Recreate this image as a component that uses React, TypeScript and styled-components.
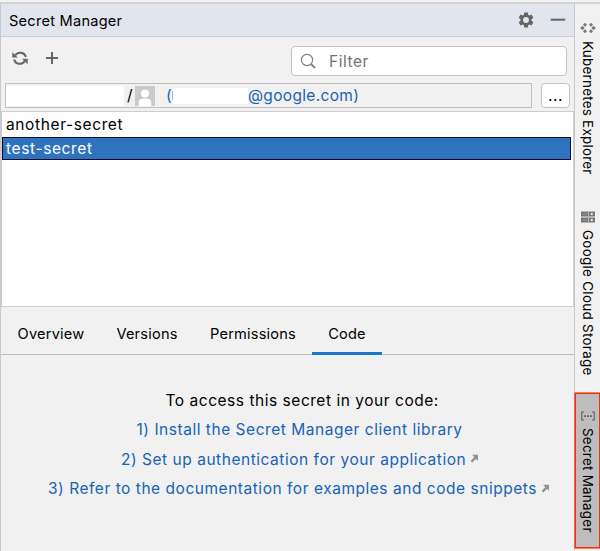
import React from 'react';
import styled, { createGlobalStyle } from 'styled-components';

const GlobalStyle = createGlobalStyle`
  * { box-sizing: border-box; }
  body {
    margin: 0;
    background: #f1f1f1;
    color: #000;
    font-family: Inter, 'Liberation Sans', sans-serif;
  }
`;

const Frame = styled.div`
  display: flex;
  width: 600px;
  height: 551px;
  overflow: hidden;
  background: #f1f1f1;
  border-top: 2px solid #f1f1f1;
`;

const Panel = styled.main`
  display: flex;
  flex-direction: column;
  width: 574px;
  border-top: 2px solid #d5d5d5;
  border-left: 1px solid #c9c9c9;
`;

const Header = styled.header`
  display: flex;
  align-items: center;
  height: 33px;
  flex: none;
  padding: 0 8px;
  background: #e1e5ed;
  border-bottom: 1px solid #cfcfcf;
`;

const Title = styled.h1`
  flex: 1;
  margin: 0;
  padding-top: 2px;
  font-size: 14.6px;
  font-weight: 400;
  line-height: 31px;
  letter-spacing: 0.24px;
`;

const HeaderIcons = styled.div`
  display: flex;
  align-items: center;
  gap: 16px;
`;

const Toolbar = styled.div`
  display: flex;
  align-items: flex-start;
  height: 46px;
  flex: none;
  padding: 9px 7px 0 10px;
`;

const Actions = styled.div`
  display: flex;
  flex: 1;
  gap: 14px;
  padding-top: 3px;
`;

const Search = styled.label`
  display: flex;
  align-items: center;
  gap: 13px;
  width: 276px;
  height: 30px;
  padding-left: 8px;
  background: #fff;
  border: 1px solid #c3c3c3;
  border-radius: 4px;
  color: #727272;
  font-size: 15.5px;
  letter-spacing: 0.55px;
`;

const AccountRow = styled.div`
  display: flex;
  gap: 9px;
  height: 28px;
  flex: none;
  padding-left: 4px;
`;

const Account = styled.div`
  display: flex;
  align-items: center;
  width: 527px;
  height: 25px;
  border: 1px solid #bfbfbf;
  color: #1763b6;
  font-size: 15.5px;
  letter-spacing: 0.33px;
`;

const Redacted = styled.span<{ $width: number; $height: number }>`
  width: ${(p) => p.$width}px;
  height: ${(p) => p.$height}px;
  background: #fff;
`;

const Slash = styled.span`
  width: 11px;
  padding-left: 3px;
  color: #000;
`;

const Paren = styled.span`
  width: 6px;
  margin-left: 11px;
`;

const Clipped = styled.span`
  width: 1px;
  height: 9px;
  background: #9fbfe0;
`;

const MoreButton = styled.button`
  display: flex;
  align-items: center;
  justify-content: center;
  width: 29px;
  height: 25px;
  padding: 0;
  background: #fff;
  border: 1px solid #c3c3c3;
  border-radius: 4px;
  color: #000;
  font: 15.5px Inter, sans-serif;
  letter-spacing: 0.5px;
`;

const SecretList = styled.ul`
  height: 196px;
  flex: none;
  margin: 0;
  padding: 1px 2px 0 0;
  list-style: none;
  background: #fff;
  border: 1px solid #cdcdcd;
`;

const Secret = styled.li<{ $selected?: boolean }>`
  height: ${(p) => (p.$selected ? 23 : 24)}px;
  padding-left: ${(p) => (p.$selected ? 3 : 4)}px;
  font-size: 15.5px;
  line-height: ${(p) => (p.$selected ? 21 : 23)}px;
  letter-spacing: 0.62px;
  color: ${(p) => (p.$selected ? '#fff' : '#000')};
  background: ${(p) => (p.$selected ? '#2f73be' : 'transparent')};
  border: ${(p) => (p.$selected ? '1px solid #050a30' : '0')};
`;

const Tabs = styled.nav`
  display: flex;
  height: 48px;
  flex: none;
  padding-left: 1px;
  border-bottom: 1px solid #bdbdbd;
`;

const Tab = styled.div<{ $width: number; $active?: boolean }>`
  display: flex;
  justify-content: center;
  width: ${(p) => p.$width}px;
  height: 48px;
  font-size: 14.6px;
  line-height: 54px;
  letter-spacing: 0.2px;
  border-bottom: ${(p) => (p.$active ? '3px solid #1b78ce' : '0')};
`;

const Instructions = styled.section`
  display: flex;
  flex-direction: column;
  padding-top: 30.5px;
  font-size: 15.5px;
  line-height: 29.6px;
`;

const Line = styled.div<{ $left: number; $link?: boolean }>`
  display: flex;
  align-items: center;
  gap: 4px;
  padding-left: ${(p) => p.$left}px;
  white-space: nowrap;
  letter-spacing: 0.53px;
  color: ${(p) => (p.$link ? '#1763b6' : '#000')};
`;

const Stripe = styled.aside`
  display: flex;
  flex-direction: column;
  width: 26px;
  border-top: 2px solid #d5d5d5;
  border-left: 1px solid #c9c9c9;
`;

const ToolWindow = styled.div<{ $height: number; $top: number; $active?: boolean }>`
  display: flex;
  flex-direction: column;
  align-items: center;
  flex: none;
  gap: 7px;
  width: 25px;
  height: ${(p) => p.$height}px;
  padding-top: ${(p) => p.$top}px;
  background: ${(p) => (p.$active ? '#bdbdbd' : 'transparent')};
  box-shadow: ${(p) => (p.$active ? 'inset 0 0 0 1px #f0300f, 0 0 0 0.6px #f0300f' : 'none')};
`;

const VerticalLabel = styled.span<{ $spacing: number }>`
  writing-mode: vertical-rl;
  width: 18px;
  font-size: 13.4px;
  line-height: 18px;
  letter-spacing: ${(p) => p.$spacing}px;
  white-space: nowrap;
`;

const GearIcon = () => (
  <svg width="16" height="16" viewBox="0 0 16 16">
    <path
      fill="#646464"
      fillRule="evenodd"
      d="M6.2.5h3.6l.4 2.3 1.1.6L13.5 2.6l1.8 3.1-1.8 1.5v1.6l1.8 1.5-1.8 3.1-2.2-.8-1.1.6-.4 2.3H6.2l-.4-2.3-1.1-.6-2.2.8-1.8-3.1 1.8-1.5V7.2L.7 5.7l1.8-3.1 2.2.8 1.1-.6zM8 5a3 3 0 1 0 0 6a3 3 0 0 0 0-6z"
    />
  </svg>
);

const MinusIcon = () => (
  <svg width="16" height="16" viewBox="0 0 16 16">
    <rect x="0.7" y="6.7" width="14.5" height="2" fill="#646464" />
  </svg>
);

const RefreshIcon = () => (
  <svg width="18" height="18" viewBox="0 0 18 18" fill="none" stroke="#646464" strokeWidth="2">
    <path d="M4.3 6.3A5.9 5.9 0 0 1 14.9 8M13.7 12.1A5.9 5.9 0 0 1 3.1 10.4" />
    <path d="M1.3 3.2V8.6h5.6zM16.7 15.2V9.8h-5.6z" fill="#646464" stroke="none" />
  </svg>
);

const PlusIcon = () => (
  <svg width="18" height="18" viewBox="0 0 18 18">
    <path d="M9 3v12M3 9h12" stroke="#646464" strokeWidth="2" />
  </svg>
);

const SearchIcon = () => (
  <svg width="16" height="16" viewBox="0 0 16 16" fill="none" stroke="#7a838b">
    <circle cx="7" cy="7" r="5.6" strokeWidth="1.2" />
    <path d="M11 11l4 4" strokeWidth="1.8" />
  </svg>
);

const AvatarIcon = () => (
  <svg width="20" height="20" viewBox="0 0 20 20">
    <rect width="20" height="20" fill="#cacaca" />
    <circle cx="10" cy="7.5" r="4" fill="#fff" />
    <path d="M3.7 20v-4c0-2.5 2.8-3.5 6.3-3.5s6.3 1 6.3 3.5v4z" fill="#fff" />
  </svg>
);

const ExternalIcon = () => (
  <svg width="8" height="10" viewBox="0 0 8 10">
    <path d="M2 .8H8v6L6 4.9 2.2 8.6.6 7.1 4.3 3.1z" fill="#8a949a" />
  </svg>
);

const KubernetesIcon = () => (
  <svg width="16" height="12" viewBox="0 0 16 12" fill="#777">
    <path d="M5 .7L7 2.7 5 4.7 3 2.7zM2.4 3.8L4.6 6 2.4 8.2.2 6zM5 7.3l2 2-2 2-2-2z" />
    <path d="M11 .7l2 2-2 2-2-2zM13.6 3.8L15.8 6l-2.2 2.2L11.4 6zM11 7.3l2 2-2 2-2-2z" />
  </svg>
);

const StorageIcon = () => (
  <svg width="16" height="12" viewBox="0 0 16 12">
    <path d="M1 .5h14v5H1zM1 6.5h14v5H1z" fill="#777" />
    <path d="M3 3h4M3 9h4" stroke="#999" />
    <path d="M8.5 1.2v3.6M8.5 7.2v3.6" stroke="#c8c8c8" strokeWidth=".8" />
    <circle cx="11.8" cy="3" r="1.1" fill="#fff" />
    <circle cx="11.8" cy="9" r="1.1" fill="#fff" />
  </svg>
);

const SecretIcon = () => (
  <svg width="16" height="10" viewBox="0 0 16 10">
    <path d="M4 1H1.8v8H4M12 1h2.2v8H12" fill="none" stroke="#666" strokeWidth="1.2" />
    <path d="M4 4.2h2v1.7H4zM7 4.2h2v1.7H7zM10 4.2h2v1.7h-2z" fill="#666" />
  </svg>
);

export default function App() {
  return (
    <>
      <GlobalStyle />
      <Frame>
        <Panel>
          <Header>
            <Title>Secret Manager</Title>
            <HeaderIcons>
              <GearIcon />
              <MinusIcon />
            </HeaderIcons>
          </Header>
          <Toolbar>
            <Actions>
              <RefreshIcon />
              <PlusIcon />
            </Actions>
            <Search>
              <SearchIcon />
              Filter
            </Search>
          </Toolbar>
          <AccountRow>
            <Account>
              <Redacted $width={118} $height={20} />
              <Slash>/</Slash>
              <AvatarIcon />
              <Paren>(</Paren>
              <Clipped />
              <Redacted $width={75} $height={16} />
              @google.com)
            </Account>
            <MoreButton>...</MoreButton>
          </AccountRow>
          <SecretList>
            <Secret>another-secret</Secret>
            <Secret $selected>test-secret</Secret>
          </SecretList>
          <Tabs>
            <Tab $width={98}>Overview</Tab>
            <Tab $width={94}>Versions</Tab>
            <Tab $width={118}>Permissions</Tab>
            <Tab $width={70} $active>Code</Tab>
          </Tabs>
          <Instructions>
            <Line $left={164.5}>To access this secret in your code:</Line>
            <Line $left={135.5} $link>1) Install the Secret Manager client library</Line>
            <Line $left={120} $link>
              2) Set up authentication for your application
              <ExternalIcon />
            </Line>
            <Line $left={47} $link>
              3) Refer to the documentation for examples and code snippets
              <ExternalIcon />
            </Line>
          </Instructions>
        </Panel>
        <Stripe>
          <ToolWindow $height={190} $top={18}>
            <KubernetesIcon />
            <VerticalLabel $spacing={0.25}>Kubernetes Explorer</VerticalLabel>
          </ToolWindow>
          <ToolWindow $height={199} $top={17}>
            <StorageIcon />
            <VerticalLabel $spacing={0.31}>Google Cloud Storage</VerticalLabel>
          </ToolWindow>
          <ToolWindow $height={155} $top={18} $active>
            <SecretIcon />
            <VerticalLabel $spacing={0.27}>Secret Manager</VerticalLabel>
          </ToolWindow>
        </Stripe>
      </Frame>
    </>
  );
}
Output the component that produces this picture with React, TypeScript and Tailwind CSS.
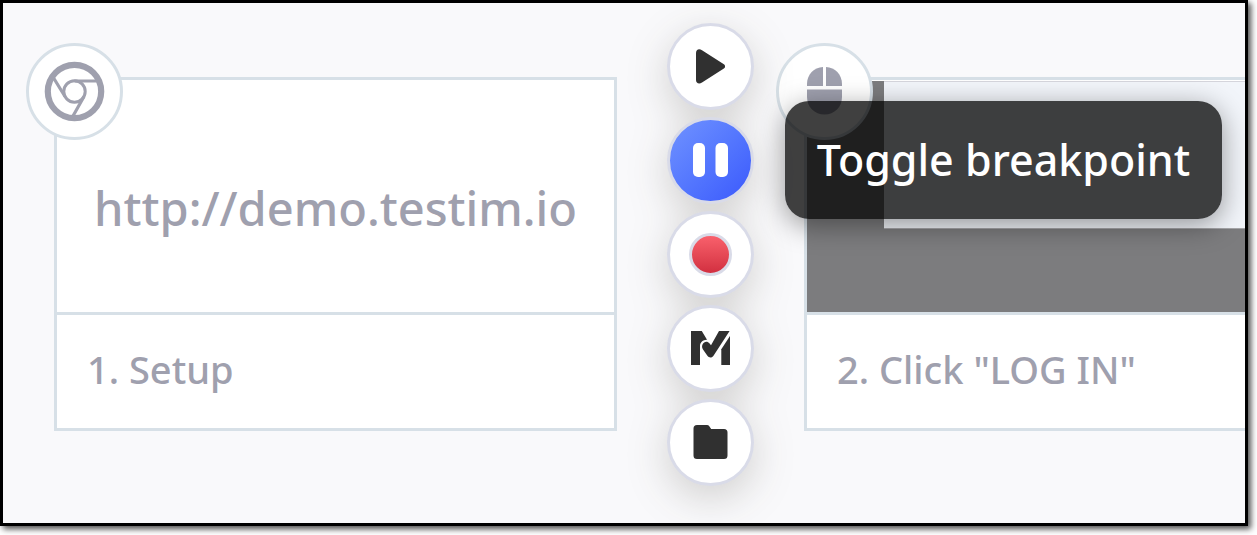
import type { ReactNode } from "react";

function ChromeIcon() {
  return (
    <svg viewBox="0 0 61 61" className="size-[61px]" fill="none" stroke="#9fa0ae" aria-hidden="true">
      <circle cx="30.500" cy="30.500" r="26.700" strokeWidth="6.200" />
      <circle cx="30.500" cy="30.500" r="10.700" strokeWidth="3" />
      <path d="M30.500 20H53.500M21 35.500L9 16M40 35.500L29 55" strokeWidth="3.200" />
    </svg>
  );
}

function MouseIcon() {
  return (
    <svg viewBox="0 0 35 49" className="h-[49px] w-[35px]" fill="#9fa0ae" aria-hidden="true">
      <path d="M16 0V19H0V17C0 7.500 7 0.400 16 0Z" />
      <path d="M19 0C28 0.400 35 7.500 35 17V19H19Z" />
      <path d="M0 22.500H35V30C35 40 27.500 47.500 17.500 47.500S0 40 0 30Z" />
    </svg>
  );
}

function PlayIcon() {
  return (
    <svg viewBox="0 0 30 35" className="h-[35px] w-[30px]" fill="#303030" aria-hidden="true">
      <path d="M0 4C0 0.500 3 -0.800 6 1.200L27.500 15C29.600 16.300 29.600 18.500 27.500 19.800L6 33.500C3 35.500 0 34.200 0 31Z" />
    </svg>
  );
}

function PauseIcon() {
  return (
    <svg viewBox="0 0 35 35" className="size-[35px]" fill="#ffffff" aria-hidden="true">
      <rect width="12" height="34" rx="5" />
      <rect x="22.500" width="12.500" height="34" rx="5" />
    </svg>
  );
}

function MarkIcon() {
  return (
    <svg viewBox="0 0 39 35" className="h-[35px] w-[39px]" fill="#303030" aria-hidden="true">
      <path d="M0 0H10.800L16.200 8.900C12.500 8.500 9 11.500 9 15V34H0Z" />
      <path d="M28 0H38.600L22.500 24.700C21 27 18 27 16.400 24.800L12 18.500C8.800 13.500 14.800 7.800 18.600 12.500L20 14.200Z" />
      <path d="M39 5V34H30.300V18.300Z" />
    </svg>
  );
}

function FolderIcon() {
  return (
    <svg viewBox="0 0 35 35" className="size-[35px]" fill="#303030" aria-hidden="true">
      <path d="M4 0H14Q15.500 0 16.300 1.200L18.200 4H31Q34.500 4 34.500 7.500V30.500Q34.500 34 31 34H4Q0.500 34 0.500 30.500V3.500Q0.500 0 4 0Z" />
    </svg>
  );
}

function RoundButton({ label, active, children }: { label: string; active?: boolean; children: ReactNode }) {
  return (
    <button
      type="button"
      aria-label={label}
      className={
        active
          ? "flex size-[87px] items-center justify-center rounded-full border-3 border-[#d9dbe8] bg-linear-to-br from-[#7394ff] to-[#3a55fc] bg-origin-border"
          : "flex size-[87px] items-center justify-center rounded-full border-3 border-[#d9dbe8] bg-white"
      }
    >
      {children}
    </button>
  );
}

function StepCard({
  icon,
  title,
  className,
  children,
}: {
  icon: ReactNode;
  title: string;
  className: string;
  children: ReactNode;
}) {
  return (
    <article className={`relative mt-[54px] flex flex-col border-3 border-[#d7e0e7] bg-white ${className}`}>
      <div className="flex h-[232px] flex-col">{children}</div>
      <h2 className="flex h-[116px] items-center border-t-3 border-[#d7e0e7] px-[30px] pb-1 text-[38px] font-medium whitespace-nowrap text-[#9fa0ae]">
        {title}
      </h2>
      <div className="absolute -top-[37px] -left-[31px] flex size-[97px] items-center justify-center rounded-full border-3 border-[#d7e0e7] bg-white">
        {icon}
      </div>
    </article>
  );
}

export default function App() {
  return (
    <div className="flex min-h-screen bg-white pr-[9px] pb-[9px] font-['Noto_Sans',sans-serif]">
      <main className="flex min-w-0 flex-1 items-start overflow-hidden border-3 border-black bg-[#f9f9fb] pt-5 pl-[51px] shadow-[3px_3px_6px_rgba(0,0,0,0.7)]">
        <StepCard className="w-[563px] shrink-0" title="1. Setup" icon={<ChromeIcon />}>
          <p className="flex flex-1 items-center justify-center pt-6 text-[47px] font-medium whitespace-nowrap text-[#9fa0ae]">
            http://demo.testim.io
          </p>
        </StepCard>

        <div className="relative z-10 mx-[50px] shrink-0">
          <div className="flex flex-col gap-[7px] drop-shadow-[0_12px_20px_rgba(48,44,30,0.2)]">
            <RoundButton label="Play from here">
              <PlayIcon />
            </RoundButton>
            <RoundButton label="Toggle breakpoint" active>
              <PauseIcon />
            </RoundButton>
            <RoundButton label="Record">
              <span className="size-[43px] rounded-full border-3 border-[#d9dbe8] bg-linear-to-b from-[#f9606c] to-[#d22f40]" />
            </RoundButton>
            <RoundButton label="Add validation">
              <MarkIcon />
            </RoundButton>
            <RoundButton label="Open folder">
              <FolderIcon />
            </RoundButton>
          </div>
          <div
            role="tooltip"
            className="absolute top-[78px] left-full ml-[31px] flex h-[118px] w-[437px] items-center justify-center rounded-3xl bg-black/75 text-[43px] font-medium whitespace-nowrap text-white shadow-[0_6px_28px_rgba(0,0,0,0.4)]"
          >
            Toggle breakpoint
          </div>
        </div>

        <StepCard className="min-w-0 flex-1 border-r-0" title={'2. Click "LOG IN"'} icon={<MouseIcon />}>
          <div className="mt-px flex flex-1 flex-col bg-[#7c7c7e] pl-[77px]">
            <div className="h-[148px] border-t border-b border-t-[#d5d5dc] border-b-[#a5a5a8] bg-[#f2f5fa]" />
          </div>
        </StepCard>
      </main>
    </div>
  );
}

========================================

§ **Short task**: How many lines in these entries contain the string "TypeScript"? State the number and nothing more.

§ **Result below**: 2